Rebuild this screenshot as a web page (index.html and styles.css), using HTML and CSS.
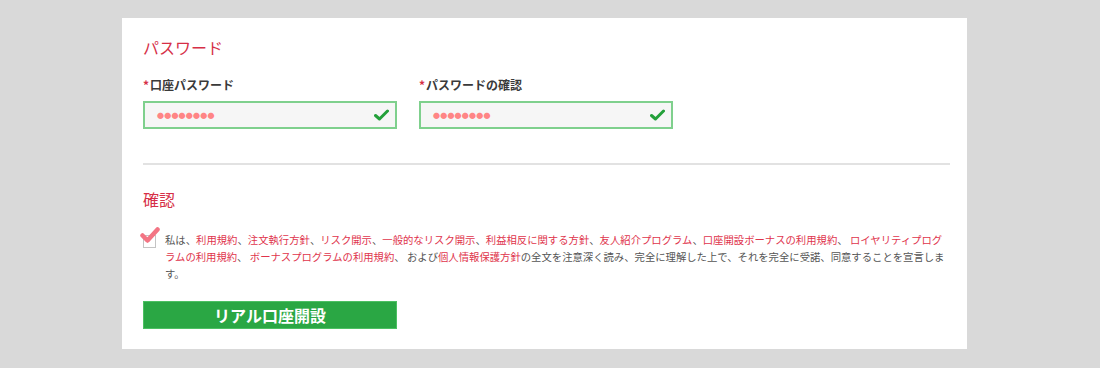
FILE: index.html
```html
<!DOCTYPE html>
<html lang="ja">
<head>
    <meta charset="UTF-8">
    <meta name="viewport" content="width=device-width, initial-scale=1.0">
    <title>リアル口座開設</title>
    <link rel="stylesheet" href="styles.css">
</head>
<body>
    <div class="card">
        <h2 class="section-title">パスワード</h2>
        <div class="fields">
            <div class="field">
                <label class="label"><span class="req">*</span>口座パスワード</label>
                <div class="input-box">
                    <span class="dots">●●●●●●●●</span>
                    <svg class="ok" width="15" height="12" viewBox="0 0 15 12"><path d="M1.5 6.5 L5.5 10 L13.5 2" fill="none" stroke="#23a03a" stroke-width="3" stroke-linecap="round" stroke-linejoin="round"/></svg>
                </div>
            </div>
            <div class="field">
                <label class="label"><span class="req">*</span>パスワードの確認</label>
                <div class="input-box">
                    <span class="dots">●●●●●●●●</span>
                    <svg class="ok" width="15" height="12" viewBox="0 0 15 12"><path d="M1.5 6.5 L5.5 10 L13.5 2" fill="none" stroke="#23a03a" stroke-width="3" stroke-linecap="round" stroke-linejoin="round"/></svg>
                </div>
            </div>
        </div>

        <hr class="divider">

        <h2 class="section-title confirm-title">確認</h2>
        <div class="agree">
            <svg class="checkbox" width="22" height="24" viewBox="0 0 22 24">
                <rect x="3.5" y="9.5" width="12" height="12" fill="#fff" stroke="#c4c4c4"/>
                <path d="M2.5 9.5 L7.5 14.5 L17.5 3.5" fill="none" stroke="#f37584" stroke-width="4.5" stroke-linecap="round" stroke-linejoin="round"/>
            </svg>
            <p class="agree-text">私は、<a>利用規約</a>、<a>注文執行方針</a>、<a>リスク開示</a>、<a>一般的なリスク開示</a>、<a>利益相反に関する方針</a>、<a>友人紹介プログラム</a>、<a>口座開設ボーナスの利用規約</a>、 <a>ロイヤリティプログラムの利用規約</a>、 <a>ボーナスプログラムの利用規約</a>、 および<a>個人情報保護方針</a>の全文を注意深く読み、完全に理解した上で、それを完全に受諾、同意することを宣言します。</p>
        </div>

        <button class="submit">リアル口座開設</button>
    </div>
</body>
</html>
```

FILE: styles.css
```css
* {
    margin: 0;
    padding: 0;
    box-sizing: border-box;
    font-family: "Noto Sans CJK JP", "Noto Sans", sans-serif;
}

body {
    background: #d9d9d9;
    width: 1100px;
    height: 368px;
    padding-top: 18px;
}

.card {
    width: 845px;
    margin-left: 122px;
    background: #ffffff;
    padding: 18px 17px 20px 21px;
}

.section-title {
    font-size: 16px;
    line-height: 22px;
    font-weight: normal;
    color: #d62f47;
}

.fields {
    display: flex;
    gap: 22px;
    margin-top: 19px;
}

.field {
    width: 254px;
}

.label {
    display: block;
    font-size: 12px;
    line-height: 16px;
    font-weight: bold;
    color: #3a3a3a;
    margin-bottom: 8px;
}

.req {
    color: #d62f47;
    margin-right: 1px;
}

.input-box {
    height: 28px;
    border: 2px solid #7fd08d;
    background: #f6f6f6;
    display: flex;
    align-items: center;
    justify-content: space-between;
    padding: 0 6px 0 12px;
}

.dots {
    color: #ff8585;
    font-size: 7px;
    letter-spacing: 0.2px;
    line-height: 1;
}

.ok {
    display: block;
}

.divider {
    border: none;
    border-top: 2px solid #e2e2e2;
    margin-top: 34px;
}

.confirm-title {
    margin-top: 23px;
}

.agree {
    display: flex;
    margin-top: 21px;
}

.checkbox {
    flex: none;
    width: 22px;
    height: 24px;
    margin-left: -3px;
    margin-right: 3px;
    margin-top: -5px;
}

.agree-text {
    width: 785px;
    font-size: 10.35px;
    line-height: 17px;
    color: #555555;
}

.agree-text a {
    color: #e0344c;
}

.submit {
    display: block;
    margin-top: 19px;
    width: 254px;
    height: 28px;
    border: 1px solid #4cc063;
    background: #2aa744;
    color: #ffffff;
    font-size: 16px;
    font-weight: bold;
    cursor: pointer;
}
```
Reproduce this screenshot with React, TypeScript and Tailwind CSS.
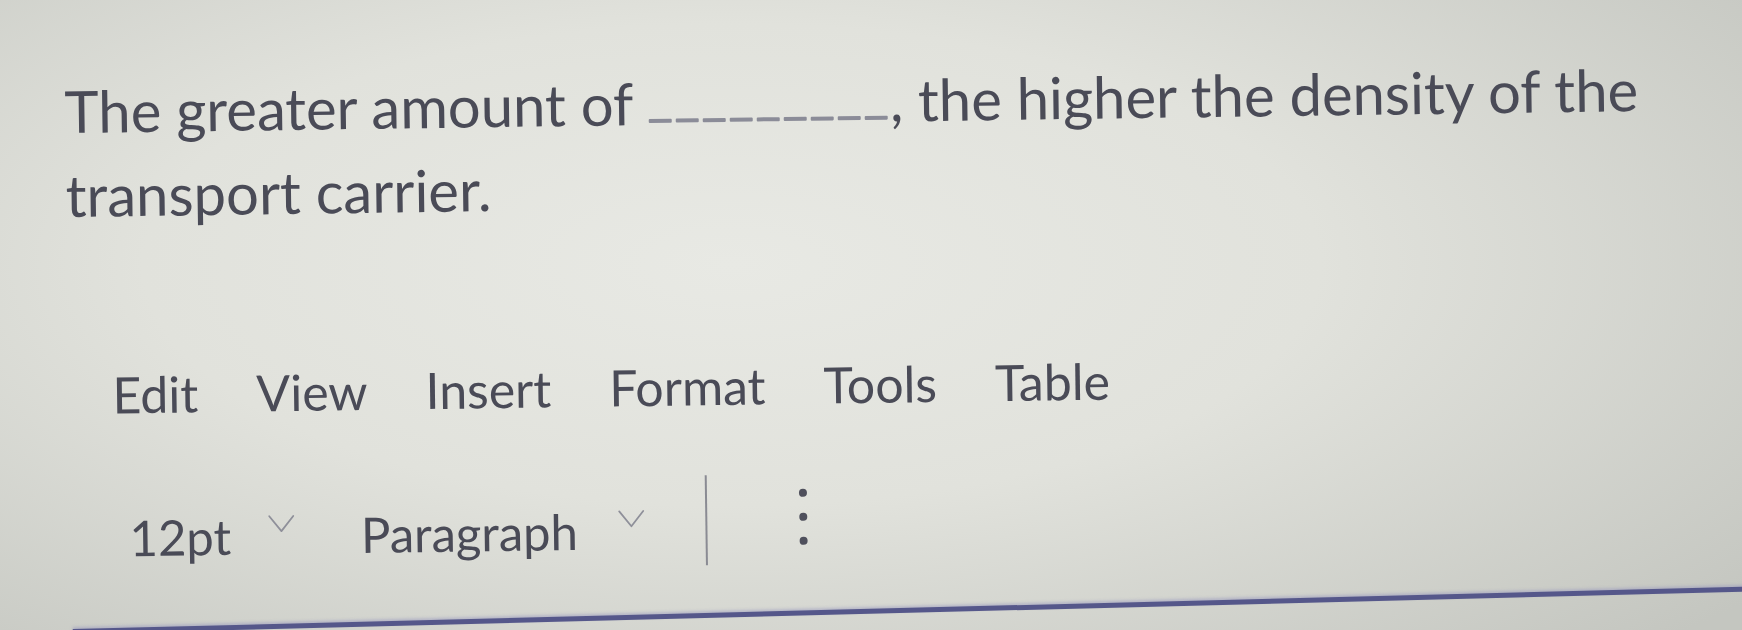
const menuItems = ['Edit', 'View', 'Insert', 'Format', 'Tools', 'Table'];

function Blank() {
	return (
		<span className="inline-flex gap-[4px] align-baseline mx-[2px] translate-y-[-2px]">
			{Array.from({ length: 9 }).map((_, i) => (
				<span key={i} className="block w-[23px] h-[4px] bg-[#8b8c98] rounded-[1px]" />
			))}
		</span>
	);
}

// thin "v" dropdown caret
function Caret() {
	return (
		<svg width="28" height="19" viewBox="0 0 28 19" className="translate-y-[2px]">
			<path d="M2 2 L14 17 L26 2" fill="none" stroke="#8f909a" strokeWidth="1.8" strokeLinecap="round" strokeLinejoin="round" />
		</svg>
	);
}

export default function App() {
	return (
		<div
			className="w-full h-[630px] overflow-hidden bg-[radial-gradient(ellipse_75%_85%_at_42%_42%,#e8e9e4_0%,#e1e2dc_45%,#c4c6c0_100%)] text-[#4a4b57]"
			style={{ fontFamily: 'Lato, "Open Sans", sans-serif' }}
		>
			<div className="origin-top-left -rotate-[0.8deg] pt-[70px]">
				<p className="pl-[63px] w-[1680px] text-[58px] leading-[84px]">
					The greater amount of <Blank />, the higher the density of the transport carrier.
				</p>

				<nav className="flex gap-[58px] pl-[107px] mt-[128px] text-[50px] leading-[1.2]">
					{menuItems.map((item) => (
						<span key={item}>{item}</span>
					))}
				</nav>

				<div className="flex items-center h-[90px] mt-[54px] pl-[122px] text-[49px] leading-[1.2]">
					<span className="translate-y-[14px]">12pt</span>
					<span className="ml-[36px]">
						<Caret />
					</span>
					<span className="ml-[66px] translate-y-[14px]">Paragraph</span>
					<span className="ml-[40px]">
						<Caret />
					</span>
					<span className="ml-[60px] w-[2px] h-full bg-[#8a8b93] translate-y-[5px]" />
					<span className="ml-[92px] flex flex-col gap-[16px] translate-y-[3px]">
						<span className="block w-[8px] h-[8px] rounded-full bg-[#4f505c]" />
						<span className="block w-[8px] h-[8px] rounded-full bg-[#4f505c]" />
						<span className="block w-[8px] h-[8px] rounded-full bg-[#4f505c]" />
					</span>
				</div>

				<div className="ml-[64px] mt-[60px] w-[1780px] h-[5px] bg-[#55578a] shadow-[0_-2px_3px_rgba(150,150,190,0.5)] origin-left -rotate-[0.65deg]" />
			</div>
		</div>
	);
}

## The exercise
Reproduce all entries without any change, and omit the pictures.

## Answer to the exercise
Rebuild this screenshot as a web page (index.html and styles.css), using HTML and CSS.
FILE: index.html
```html
<!DOCTYPE html>
<html lang="ja">
<head>
    <meta charset="UTF-8">
    <meta name="viewport" content="width=device-width, initial-scale=1.0">
    <title>リアル口座開設</title>
    <link rel="stylesheet" href="styles.css">
</head>
<body>
    <div class="card">
        <h2 class="section-title">パスワード</h2>
        <div class="fields">
            <div class="field">
                <label class="label"><span class="req">*</span>口座パスワード</label>
                <div class="input-box">
                    <span class="dots">●●●●●●●●</span>
                    <svg class="ok" width="15" height="12" viewBox="0 0 15 12"><path d="M1.5 6.5 L5.5 10 L13.5 2" fill="none" stroke="#23a03a" stroke-width="3" stroke-linecap="round" stroke-linejoin="round"/></svg>
                </div>
            </div>
            <div class="field">
                <label class="label"><span class="req">*</span>パスワードの確認</label>
                <div class="input-box">
                    <span class="dots">●●●●●●●●</span>
                    <svg class="ok" width="15" height="12" viewBox="0 0 15 12"><path d="M1.5 6.5 L5.5 10 L13.5 2" fill="none" stroke="#23a03a" stroke-width="3" stroke-linecap="round" stroke-linejoin="round"/></svg>
                </div>
            </div>
        </div>

        <hr class="divider">

        <h2 class="section-title confirm-title">確認</h2>
        <div class="agree">
            <svg class="checkbox" width="22" height="24" viewBox="0 0 22 24">
                <rect x="3.5" y="9.5" width="12" height="12" fill="#fff" stroke="#c4c4c4"/>
                <path d="M2.5 9.5 L7.5 14.5 L17.5 3.5" fill="none" stroke="#f37584" stroke-width="4.5" stroke-linecap="round" stroke-linejoin="round"/>
            </svg>
            <p class="agree-text">私は、<a>利用規約</a>、<a>注文執行方針</a>、<a>リスク開示</a>、<a>一般的なリスク開示</a>、<a>利益相反に関する方針</a>、<a>友人紹介プログラム</a>、<a>口座開設ボーナスの利用規約</a>、 <a>ロイヤリティプログラムの利用規約</a>、 <a>ボーナスプログラムの利用規約</a>、 および<a>個人情報保護方針</a>の全文を注意深く読み、完全に理解した上で、それを完全に受諾、同意することを宣言します。</p>
        </div>

        <button class="submit">リアル口座開設</button>
    </div>
</body>
</html>
```

FILE: styles.css
```css
* {
    margin: 0;
    padding: 0;
    box-sizing: border-box;
    font-family: "Noto Sans CJK JP", "Noto Sans", sans-serif;
}

body {
    background: #d9d9d9;
    width: 1100px;
    height: 368px;
    padding-top: 18px;
}

.card {
    width: 845px;
    margin-left: 122px;
    background: #ffffff;
    padding: 18px 17px 20px 21px;
}

.section-title {
    font-size: 16px;
    line-height: 22px;
    font-weight: normal;
    color: #d62f47;
}

.fields {
    display: flex;
    gap: 22px;
    margin-top: 19px;
}

.field {
    width: 254px;
}

.label {
    display: block;
    font-size: 12px;
    line-height: 16px;
    font-weight: bold;
    color: #3a3a3a;
    margin-bottom: 8px;
}

.req {
    color: #d62f47;
    margin-right: 1px;
}

.input-box {
    height: 28px;
    border: 2px solid #7fd08d;
    background: #f6f6f6;
    display: flex;
    align-items: center;
    justify-content: space-between;
    padding: 0 6px 0 12px;
}

.dots {
    color: #ff8585;
    font-size: 7px;
    letter-spacing: 0.2px;
    line-height: 1;
}

.ok {
    display: block;
}

.divider {
    border: none;
    border-top: 2px solid #e2e2e2;
    margin-top: 34px;
}

.confirm-title {
    margin-top: 23px;
}

.agree {
    display: flex;
    margin-top: 21px;
}

.checkbox {
    flex: none;
    width: 22px;
    height: 24px;
    margin-left: -3px;
    margin-right: 3px;
    margin-top: -5px;
}

.agree-text {
    width: 785px;
    font-size: 10.35px;
    line-height: 17px;
    color: #555555;
}

.agree-text a {
    color: #e0344c;
}

.submit {
    display: block;
    margin-top: 19px;
    width: 254px;
    height: 28px;
    border: 1px solid #4cc063;
    background: #2aa744;
    color: #ffffff;
    font-size: 16px;
    font-weight: bold;
    cursor: pointer;
}
```
Reproduce this screenshot with React, TypeScript and Tailwind CSS.
const menuItems = ['Edit', 'View', 'Insert', 'Format', 'Tools', 'Table'];

function Blank() {
	return (
		<span className="inline-flex gap-[4px] align-baseline mx-[2px] translate-y-[-2px]">
			{Array.from({ length: 9 }).map((_, i) => (
				<span key={i} className="block w-[23px] h-[4px] bg-[#8b8c98] rounded-[1px]" />
			))}
		</span>
	);
}

// thin "v" dropdown caret
function Caret() {
	return (
		<svg width="28" height="19" viewBox="0 0 28 19" className="translate-y-[2px]">
			<path d="M2 2 L14 17 L26 2" fill="none" stroke="#8f909a" strokeWidth="1.8" strokeLinecap="round" strokeLinejoin="round" />
		</svg>
	);
}

export default function App() {
	return (
		<div
			className="w-full h-[630px] overflow-hidden bg-[radial-gradient(ellipse_75%_85%_at_42%_42%,#e8e9e4_0%,#e1e2dc_45%,#c4c6c0_100%)] text-[#4a4b57]"
			style={{ fontFamily: 'Lato, "Open Sans", sans-serif' }}
		>
			<div className="origin-top-left -rotate-[0.8deg] pt-[70px]">
				<p className="pl-[63px] w-[1680px] text-[58px] leading-[84px]">
					The greater amount of <Blank />, the higher the density of the transport carrier.
				</p>

				<nav className="flex gap-[58px] pl-[107px] mt-[128px] text-[50px] leading-[1.2]">
					{menuItems.map((item) => (
						<span key={item}>{item}</span>
					))}
				</nav>

				<div className="flex items-center h-[90px] mt-[54px] pl-[122px] text-[49px] leading-[1.2]">
					<span className="translate-y-[14px]">12pt</span>
					<span className="ml-[36px]">
						<Caret />
					</span>
					<span className="ml-[66px] translate-y-[14px]">Paragraph</span>
					<span className="ml-[40px]">
						<Caret />
					</span>
					<span className="ml-[60px] w-[2px] h-full bg-[#8a8b93] translate-y-[5px]" />
					<span className="ml-[92px] flex flex-col gap-[16px] translate-y-[3px]">
						<span className="block w-[8px] h-[8px] rounded-full bg-[#4f505c]" />
						<span className="block w-[8px] h-[8px] rounded-full bg-[#4f505c]" />
						<span className="block w-[8px] h-[8px] rounded-full bg-[#4f505c]" />
					</span>
				</div>

				<div className="ml-[64px] mt-[60px] w-[1780px] h-[5px] bg-[#55578a] shadow-[0_-2px_3px_rgba(150,150,190,0.5)] origin-left -rotate-[0.65deg]" />
			</div>
		</div>
	);
}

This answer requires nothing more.